While it's important to network with unemployed peers, it's equally important to network with employed professionals, particularly hiring managers. Vann recommends spending about one-third of your time networking with unemployed people and the rest with people who have jobs.

"If you're working on a particular company that seems to have opportunities, try to find people who work in that organization who can help you better target open positions," Siko says.

Diversify beyond your field

It's not unusual to belong to more than one network, and it's important to expand beyond those that are specifically for IT. When Vann was laid off, he already belonged to an Atlanta-area IT industry association, but he also joined several other group, including the Kettering Executive Network, a private network for senior-level professionals in Atlanta. About 140 of KEN's 750 members are in transition, Vann says.
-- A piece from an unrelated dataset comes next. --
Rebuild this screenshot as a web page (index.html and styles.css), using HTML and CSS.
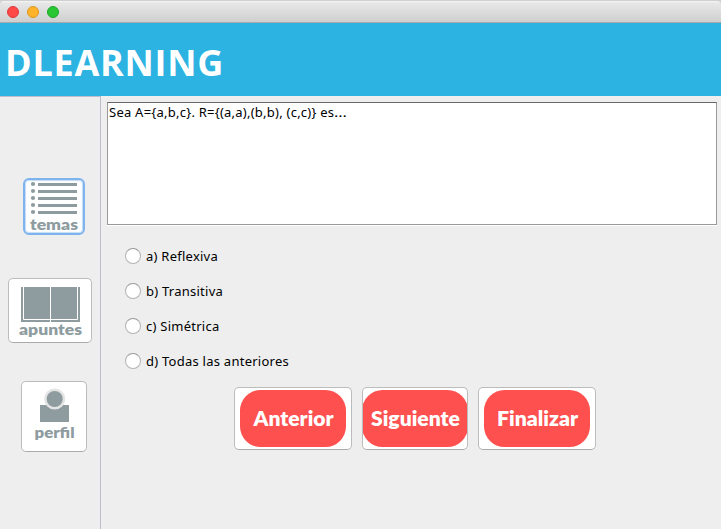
FILE: index.html
```html
<!DOCTYPE html>
<html lang="es">
<head>
<meta charset="utf-8">
<title>DLEARNING</title>
<link rel="stylesheet" href="styles.css">
</head>
<body>
<div class="window">
  <div class="titlebar">
    <span class="light close"></span><span class="light minimize"></span><span class="light maximize"></span>
  </div>
  <header class="banner"><h1>DLEARNING</h1></header>
  <div class="content">
    <nav class="sidebar">
      <button class="btn temas">
        <svg width="56" height="53" viewBox="0 0 56 53" fill="#8e9c9f">
          <g><circle cx="7" cy="4" r="2.1"/><circle cx="7" cy="11" r="2.1"/><circle cx="7" cy="18" r="2.1"/><circle cx="7" cy="25" r="2.1"/><circle cx="7" cy="32" r="2.1"/></g>
          <path d="M12 3h39v3h-39zM12 10h39v3h-39zM12 17h39v3h-39zM12 24h39v3h-39zM12 31h39v3h-39z"/>
          <text class="label" x="4" y="50" textLength="48" lengthAdjust="spacingAndGlyphs">temas</text>
        </svg>
      </button>
      <button class="btn apuntes">
        <svg width="82" height="63" viewBox="0 0 82 63" fill="#8e9c9f">
          <path d="M12 8h59v35H12z"/>
          <path d="M14.5 8v32.5h54V8M41.5 8v35" fill="none" stroke="#fff"/>
          <text class="label" x="10" y="56" textLength="63" lengthAdjust="spacingAndGlyphs">apuntes</text>
        </svg>
      </button>
      <button class="btn perfil">
        <svg width="64" height="69" viewBox="0 0 64 69" fill="#8e9c9f">
          <path d="M18 23h29v17H18z"/>
          <circle cx="32.7" cy="17" r="9.3" stroke="#e4e4e4" stroke-width="2.5"/>
          <text class="label" x="12.5" y="56" textLength="40" lengthAdjust="spacingAndGlyphs">perfil</text>
        </svg>
      </button>
    </nav>
    <main class="quiz">
      <div class="question">Sea A={a,b,c}. R={(a,a),(b,b), (c,c)} es<span class="ellipsis">…</span></div>
      <div class="answers">
        <label><span class="radio"></span><span>a) Reflexiva</span></label>
        <label><span class="radio"></span><span>b) Transitiva</span></label>
        <label><span class="radio"></span><span>c) Simétrica</span></label>
        <label><span class="radio"></span><span>d) Todas las anteriores</span></label>
      </div>
      <div class="actions">
        <button class="btn wide"><svg width="106" height="57"><rect class="pill" width="106" height="57" rx="20.5"/><text class="action" x="13.5" y="36" textLength="80" lengthAdjust="spacingAndGlyphs">Anterior</text></svg></button>
        <button class="btn tight"><svg width="106" height="57"><rect class="pill" width="106" height="57" rx="20.5"/><text class="action" x="9" y="36" textLength="89" lengthAdjust="spacingAndGlyphs">Siguiente</text></svg></button>
        <button class="btn wide"><svg width="106" height="57"><rect class="pill" width="106" height="57" rx="20.5"/><text class="action" x="13" y="36" textLength="81" lengthAdjust="spacingAndGlyphs">Finalizar</text></svg></button>
      </div>
    </main>
  </div>
</div>
</body>
</html>
```
FILE: styles.css
```css
* { box-sizing: border-box; }
body {
  margin: 0;
  background: #eee;
  color: #000;
  font: 13px/16px "Noto Sans", "Open Sans", sans-serif;
  overflow: hidden;
}
.window { width: 721px; height: 529px; display: flex; flex-direction: column; background: linear-gradient(#d0d0d0 8px, #eee 8px); }
.titlebar {
  height: 22px;
  margin-top: 1px;
  flex: none;
  display: flex;
  gap: 8px;
  padding: 5px 7px 0;
  border-bottom: 1px solid #a9a9a9;
  border-radius: 4px 4px 0 0;
  background: linear-gradient(#f4f4f4 0, #e7e7e7 2px, #cfcfcf 100%);
}
.light { width: 12px; height: 12px; border-radius: 50%; border: 1px solid; }
.close { background: #ff4848; border-color: #df3a3b; }
.minimize { background: #ffb32a; border-color: #dd981f; }
.maximize { background: #28c732; border-color: #1fa62a; }
.banner { height: 73px; flex: none; padding: 15px 0 0 5px; background: #2cb3e1; }
h1 {
  margin: 0;
  color: #fff;
  font: 700 36px/50px "Open Sans", "Noto Sans", sans-serif;
  letter-spacing: .75px;
}
.content { flex: 1; display: flex; }
.sidebar { width: 101px; flex: none; border-top: 1px solid #bdbdd0; border-right: 1px solid #bdbdd0; padding-top: 81px; }
.btn {
  display: flex;
  align-items: center;
  justify-content: center;
  padding: 0;
  background: #fff;
  border: 1px solid #bcbcbc;
  border-bottom-color: #aaa;
  border-radius: 5px;
}
.btn svg { display: block; flex: none; }
.temas { width: 62px; height: 57px; margin-left: 23px; border: 2px solid #7fb3ee; border-radius: 6px; box-shadow: inset 0 0 1px 1px #c3dcf8; }
.apuntes { width: 84px; height: 65px; margin: 43px 0 0 8px; }
.perfil { width: 66px; height: 71px; margin: 38px 0 0 21px; }
.label { font: 800 15.5px "Lato", sans-serif; }
.quiz { flex: 1; padding: 6px 4px 0 6px; }
.question {
  height: 123px;
  padding: 1px;
  background: #fff;
  border: 1px solid #999;
  border-top-color: #686868;
  box-shadow: 0 1px #fff;
  letter-spacing: .24px;
}
.ellipsis { display: inline-block; transform: scaleX(1.25); transform-origin: left; }
.answers { display: flex; flex-direction: column; gap: 19px; padding: 23px 0 0 18px; letter-spacing: .25px; }
.answers label { display: flex; align-items: center; gap: 5px; height: 16px; }
.radio { width: 16px; height: 16px; border: 1px solid #b3b3b3; border-top-color: #999; border-radius: 50%; background: #fff; }
.actions { display: flex; gap: 10px; padding: 18px 0 0 127px; }
.actions .btn { height: 63px; overflow: hidden; }
.wide { width: 118px; }
.tight { width: 106px; }
.pill { fill: #ff5050; }
.action { fill: #fff; font: 800 20px "Lato", sans-serif; }
```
Meetings are once a week, and there are additional special-interest groups that meet every two weeks. Members help one another develop personal marketing plans, prepare for interviews and target companies with opportunities that best match their experience.

Vann also created his own eight-member multifunctional work team, which meets every two weeks and includes a CEO, a CFO and vice presidents of operations, sales and human resources. Within 110 days of the group being formed, five of the eight members had landed a job, including Vann.
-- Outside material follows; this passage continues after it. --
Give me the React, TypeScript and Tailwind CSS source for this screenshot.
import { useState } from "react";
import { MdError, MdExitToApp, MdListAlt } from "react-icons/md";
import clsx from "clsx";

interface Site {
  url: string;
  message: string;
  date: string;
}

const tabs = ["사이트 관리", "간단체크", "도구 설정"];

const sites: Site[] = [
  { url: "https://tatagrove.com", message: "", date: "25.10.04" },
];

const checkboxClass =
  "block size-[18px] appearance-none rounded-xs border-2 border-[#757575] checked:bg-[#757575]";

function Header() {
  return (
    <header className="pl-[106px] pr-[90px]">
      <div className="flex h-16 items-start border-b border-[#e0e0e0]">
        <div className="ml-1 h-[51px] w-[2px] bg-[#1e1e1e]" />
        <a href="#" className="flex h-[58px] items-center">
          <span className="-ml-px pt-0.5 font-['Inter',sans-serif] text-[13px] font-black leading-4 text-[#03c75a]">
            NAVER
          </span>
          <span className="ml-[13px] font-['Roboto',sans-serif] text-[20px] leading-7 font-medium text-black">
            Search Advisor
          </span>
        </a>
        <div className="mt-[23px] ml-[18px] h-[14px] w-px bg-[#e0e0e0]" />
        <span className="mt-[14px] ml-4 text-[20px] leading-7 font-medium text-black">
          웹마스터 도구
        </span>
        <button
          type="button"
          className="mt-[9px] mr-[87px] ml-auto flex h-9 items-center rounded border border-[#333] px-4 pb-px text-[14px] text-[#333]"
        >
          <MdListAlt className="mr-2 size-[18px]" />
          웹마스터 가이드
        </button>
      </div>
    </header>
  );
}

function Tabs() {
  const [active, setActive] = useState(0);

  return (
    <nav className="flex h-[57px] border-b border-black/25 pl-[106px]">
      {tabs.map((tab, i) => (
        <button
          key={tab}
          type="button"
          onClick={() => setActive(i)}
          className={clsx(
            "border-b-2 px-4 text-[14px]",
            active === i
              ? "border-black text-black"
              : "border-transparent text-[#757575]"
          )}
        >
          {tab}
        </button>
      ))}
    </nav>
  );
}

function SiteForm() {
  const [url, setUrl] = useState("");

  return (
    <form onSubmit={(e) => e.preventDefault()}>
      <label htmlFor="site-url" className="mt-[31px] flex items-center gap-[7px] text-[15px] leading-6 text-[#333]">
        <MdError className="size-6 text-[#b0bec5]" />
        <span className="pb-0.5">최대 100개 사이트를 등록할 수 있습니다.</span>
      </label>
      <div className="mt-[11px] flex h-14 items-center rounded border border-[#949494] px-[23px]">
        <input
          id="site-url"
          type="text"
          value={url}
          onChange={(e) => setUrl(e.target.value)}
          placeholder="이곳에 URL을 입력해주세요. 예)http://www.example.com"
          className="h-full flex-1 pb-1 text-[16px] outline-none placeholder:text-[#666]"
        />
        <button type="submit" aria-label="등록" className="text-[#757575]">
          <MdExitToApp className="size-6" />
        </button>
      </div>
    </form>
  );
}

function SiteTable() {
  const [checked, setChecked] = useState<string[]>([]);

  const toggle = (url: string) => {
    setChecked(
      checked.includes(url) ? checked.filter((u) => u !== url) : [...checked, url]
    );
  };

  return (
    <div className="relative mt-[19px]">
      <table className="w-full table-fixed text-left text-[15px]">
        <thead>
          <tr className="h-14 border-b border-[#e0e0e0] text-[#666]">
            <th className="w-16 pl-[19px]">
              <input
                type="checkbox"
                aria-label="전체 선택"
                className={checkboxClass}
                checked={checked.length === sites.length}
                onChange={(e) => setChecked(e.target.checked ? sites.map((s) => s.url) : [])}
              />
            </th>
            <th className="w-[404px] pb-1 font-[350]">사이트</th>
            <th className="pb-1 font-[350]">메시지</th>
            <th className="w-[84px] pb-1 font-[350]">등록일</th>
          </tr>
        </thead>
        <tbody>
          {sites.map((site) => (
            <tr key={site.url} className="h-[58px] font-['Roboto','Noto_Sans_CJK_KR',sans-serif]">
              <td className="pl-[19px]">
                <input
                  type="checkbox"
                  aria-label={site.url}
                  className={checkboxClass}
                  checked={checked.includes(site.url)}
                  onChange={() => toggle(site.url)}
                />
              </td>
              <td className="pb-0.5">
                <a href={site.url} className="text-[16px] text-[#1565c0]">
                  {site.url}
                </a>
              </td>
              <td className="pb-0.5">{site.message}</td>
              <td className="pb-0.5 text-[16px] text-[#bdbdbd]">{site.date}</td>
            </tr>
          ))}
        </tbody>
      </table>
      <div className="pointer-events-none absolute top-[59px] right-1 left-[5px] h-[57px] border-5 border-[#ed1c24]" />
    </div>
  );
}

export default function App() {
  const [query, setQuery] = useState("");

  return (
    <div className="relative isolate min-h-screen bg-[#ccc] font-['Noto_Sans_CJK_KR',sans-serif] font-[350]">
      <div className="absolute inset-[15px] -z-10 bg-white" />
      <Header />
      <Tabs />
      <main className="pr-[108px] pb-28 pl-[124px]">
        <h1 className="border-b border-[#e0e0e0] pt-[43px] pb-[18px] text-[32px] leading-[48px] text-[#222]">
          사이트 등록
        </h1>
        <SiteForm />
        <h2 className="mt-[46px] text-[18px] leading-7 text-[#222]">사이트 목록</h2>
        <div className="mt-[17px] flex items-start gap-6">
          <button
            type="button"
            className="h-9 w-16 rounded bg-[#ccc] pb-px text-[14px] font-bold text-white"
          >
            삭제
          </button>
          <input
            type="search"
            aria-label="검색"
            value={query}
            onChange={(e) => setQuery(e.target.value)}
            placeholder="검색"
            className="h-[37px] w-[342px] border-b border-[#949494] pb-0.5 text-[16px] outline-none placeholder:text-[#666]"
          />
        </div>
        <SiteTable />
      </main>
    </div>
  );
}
What Siko likes about ENG is that it is made up of a diverse set of people, including lawyers, sales managers, accountants and marketing executives. "If you're just in an IT-specific organization, you don't get the perspective of companies you're out there looking to get employed by," he says.

As a member of two groups, Siko might attend five to seven meetings per week, whether it's a group meeting or a one-on-one phone or in-person meeting with a network member or someone he was introduced to via a network.

Getting outside of IT helps widen your perspective, says Dennis Burnell, who joined ENG in early 2008. Burnell spent many years as a sales exec in the telecommunications industry, including a position as director of sales at Ericsson Inc., before moving into IT. He also had a stint in real estate development in 2007.

"Business is transitioning at a rapid rate, so to be germane just to IT or one discipline really limits your perspective as to where you want to go," he says. There are only so many CIO positions, he points out, "so you'd better look at more transferable skills."

Pay it forward

The expectation at many executive networking groups is that you should be as willing to help out others as you are to accept help for yourself. This isn't only for altruistic reasons. As TENG's Web site explains, "By helping our peers solve key problems, we demonstrate our value in tangible terms and position ourselves above the crowd." The people you help will remember you -- particularly your self-confidence and selflessness, it says.